EMC-certified server:
Avamar software installed on an EMC-certified server running the red hat
enterprise Linux from vendors including the DELL, HP and IBM.
EMC Avamar Virtual
Edition for VMware: This is the Industry first deduplication virtual appliance,
means you can install it as a virtual machine in an ESX server hosts,
leveraging the existing server CPU and disk storage.
EMC Avamar Data Store: All in one packaged solution means Hardware +
Software, it comes in two models one is scalable model and one is single node.

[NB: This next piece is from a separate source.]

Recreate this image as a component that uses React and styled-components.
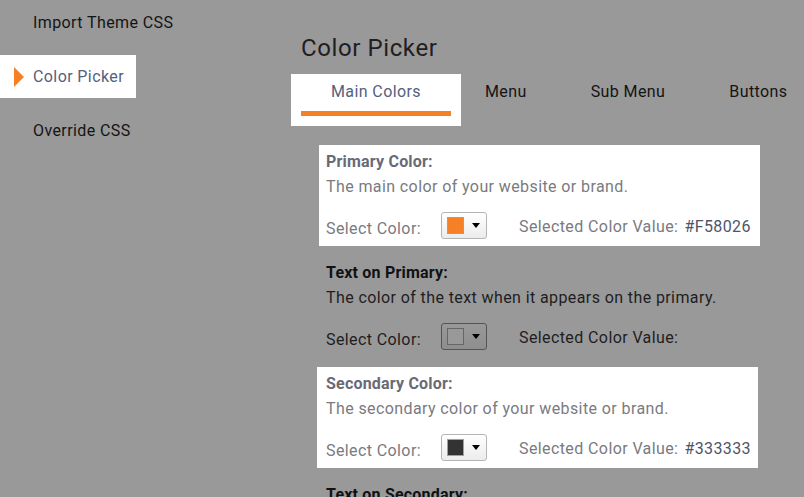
import React from "react";
import styled, { createGlobalStyle } from "styled-components";

const Global = createGlobalStyle`
  html, body { margin: 0; padding: 0; background: #999999; }
  body { font-family: Roboto, "Liberation Sans", sans-serif; letter-spacing: 0.4px; overflow: hidden; }
  * { box-sizing: border-box; }
`;

const Page = styled.div`
  display: flex;
  width: 804px;
  height: 497px;
  overflow: hidden;
  background: #999999;
`;

const Sidebar = styled.nav`
  width: 291px;
  flex: none;
  display: flex;
  flex-direction: column;
  align-items: flex-start;
  gap: 11px;
  padding-top: 1px;
`;

const NavItem = styled.div`
  height: 43px;
  display: flex;
  align-items: center;
  gap: 9px;
  padding: 0 12px 0 ${(p) => (p.$active ? "14px" : "33px")};
  background: ${(p) => (p.$active ? "#ffffff" : "transparent")};
  color: ${(p) => (p.$active ? "#55607e" : "#141414")};
  font-size: 16px;
  white-space: nowrap;
`;

const Arrow = styled.span`
  width: 0;
  height: 0;
  border-top: 10px solid transparent;
  border-bottom: 10px solid transparent;
  border-left: 10px solid #f58026;
`;

const Main = styled.main`
  flex: 1;
  display: flex;
  flex-direction: column;
  padding-top: 34px;
`;

const Title = styled.h1`
  margin: 0 0 0 10px;
  font-size: 24px;
  font-weight: 400;
  line-height: 28px;
  letter-spacing: 0.6px;
  color: #1e1e24;
`;

const Tabs = styled.div`
  display: flex;
  margin-top: 12px;
  align-items: flex-start;
`;

const Tab = styled.div`
  padding: ${(p) => (p.$active ? "10px" : "10px 0")};
  background: ${(p) => (p.$active ? "#ffffff" : "transparent")};
  margin-right: ${(p) => (p.$active ? "-8px" : "0")};
`;

const TabInner = styled.div`
  width: ${(p) => (p.$active ? "150px" : "auto")};
  padding: ${(p) => (p.$active ? "0" : "0 32px")};
  text-align: center;
  font-size: 16px;
  line-height: 16px;
  height: 32px;
  white-space: nowrap;
  color: ${(p) => (p.$active ? "#55607e" : "#141414")};
  border-bottom: ${(p) => (p.$active ? "5px solid #f58026" : "5px solid transparent")};
`;

const Sections = styled.div`
  display: flex;
  flex-direction: column;
  gap: 10px;
  margin-top: 19px;
  margin-left: 28px;
`;

const Section = styled.section`
  width: 441px;
  height: 101px;
  flex: none;
  padding: 7px 0 0 ${(p) => p.$pad || 7}px;
  margin-left: ${(p) => p.$shift || 0}px;
  background: ${(p) => (p.$lit ? "#ffffff" : "transparent")};
`;

const Heading = styled.div`
  font-size: 16px;
  font-weight: 700;
  line-height: 20px;
  letter-spacing: 0.2px;
  color: ${(p) => (p.$lit ? "#686a76" : "#111114")};
`;

const Desc = styled.div`
  margin-top: 5px;
  font-size: 16px;
  line-height: 20px;
  white-space: nowrap;
  color: ${(p) => (p.$lit ? "#7a7a80" : "#1e1e22")};
`;

const Row = styled.div`
  display: flex;
  align-items: flex-end;
  margin-top: 15px;
  height: 27px;
`;

const Label = styled.span`
  font-size: 16px;
  line-height: 20px;
  width: 115px;
  flex: none;
  white-space: nowrap;
  color: ${(p) => (p.$lit ? "#7a7a80" : "#1e1e22")};
`;

const ValueLabel = styled.span`
  margin-left: 32px;
  margin-bottom: 2px;
  font-size: 16px;
  line-height: 20px;
  white-space: nowrap;
  color: ${(p) => (p.$lit ? "#7a7a80" : "#1e1e22")};
`;

const Value = styled.span`
  margin-left: 6px;
  color: ${(p) => (p.$lit ? "#4f5468" : "#1e1e22")};
`;

const SwatchButton = styled.div`
  width: 46px;
  height: 27px;
  flex: none;
  display: flex;
  align-items: center;
  gap: 8px;
  padding-left: 5px;
  border-radius: 3px;
  border: 1px solid ${(p) => (p.$lit ? "#b4b4b4" : "#545454")};
  background: ${(p) =>
    p.$lit ? "linear-gradient(#ffffff, #ececec)" : "linear-gradient(#999999, #8e8e8e)"};
`;

const Swatch = styled.span`
  width: 17px;
  height: 17px;
  border: 1px solid ${(p) => (p.$lit ? "#a0a0a0" : "#666666")};
  background: ${(p) => p.$color};
`;

const Caret = () => (
  <svg width="8" height="5" viewBox="0 0 8 5">
    <path d="M0 0 L8 0 L4 5 Z" fill="#000" />
  </svg>
);

const data = [
  {
    title: "Primary Color:",
    desc: "The main color of your website or brand.",
    color: "#F58026",
    value: "#F58026",
    lit: true,
  },
  {
    title: "Text on Primary:",
    desc: "The color of the text when it appears on the primary.",
    color: "#999999",
    value: "",
    lit: false,
  },
  {
    title: "Secondary Color:",
    desc: "The secondary color of your website or brand.",
    color: "#333333",
    value: "#333333",
    lit: true,
    shift: -2,
    pad: 9,
  },
  {
    title: "Text on Secondary:",
    desc: "The color of the text when it appears on the secondary.",
    color: "#999999",
    value: "",
    lit: false,
  },
];

export default function App() {
  return (
    <Page>
      <Global />
      <Sidebar>
        <NavItem>Import Theme CSS</NavItem>
        <NavItem $active>
          <Arrow />
          Color Picker
        </NavItem>
        <NavItem>Override CSS</NavItem>
      </Sidebar>
      <Main>
        <Title>Color Picker</Title>
        <Tabs>
          <Tab $active>
            <TabInner $active>Main Colors</TabInner>
          </Tab>
          <Tab>
            <TabInner>Menu</TabInner>
          </Tab>
          <Tab>
            <TabInner>Sub Menu</TabInner>
          </Tab>
          <Tab>
            <TabInner>Buttons</TabInner>
          </Tab>
        </Tabs>
        <Sections>
          {data.map((d) => (
            <Section key={d.title} $lit={d.lit} $shift={d.shift} $pad={d.pad}>
              <Heading $lit={d.lit}>{d.title}</Heading>
              <Desc $lit={d.lit}>{d.desc}</Desc>
              <Row>
                <Label $lit={d.lit}>Select Color:</Label>
                <SwatchButton $lit={d.lit}>
                  <Swatch $lit={d.lit} $color={d.color} />
                  <Caret />
                </SwatchButton>
                <ValueLabel $lit={d.lit}>
                  Selected Color Value:
                  {d.value && <Value $lit={d.lit}>{d.value}</Value>}
                </ValueLabel>
              </Row>
            </Section>
          ))}
        </Sections>
      </Main>
    </Page>
  );
}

Scalable model can be placed in the centralized datacenter where it can store
the data coming from all the remote sites and grow up to petabytes of storage.
A single node Avamar
solution is ideal for the deployment for the remote offices that requires
faster local recovery performance , it provide
up to 1TB,2TB or 3.3 TB of deduplication backup capacity, which under
typical backup solution of tape and disk
can take up to tens of terabytes space.
Conclusion
Avamar is a best backup solution for Enterprise customer,
who is really facing lot of problem on backing up their data, but it becomes
costly solution for some SMB customer, and hence avamar solution as best in
industry for desktop/laptop back and VMware back, still face lot of challenge
when it comes of costing, and because of the costing, the data domain is taking
lot of backup market in SMB sector,
Avamar is best known solution for its desktop/laptop backup solution
and VMware backup solution, and because it do only full backup, it makes
restoration much faster.
One of the good thing of this solution is that it is end to
end solution means software and hardware and so if we implement this solution
in our environment, we get end to end support from the EMC, means if backup
fails or some issue happens, I no need to call my backup software vendor and
then hardware vendor separately, which usually happens because backup software
from other vendor and hardware from other, will make you to log a two different
support call if something happens with backup.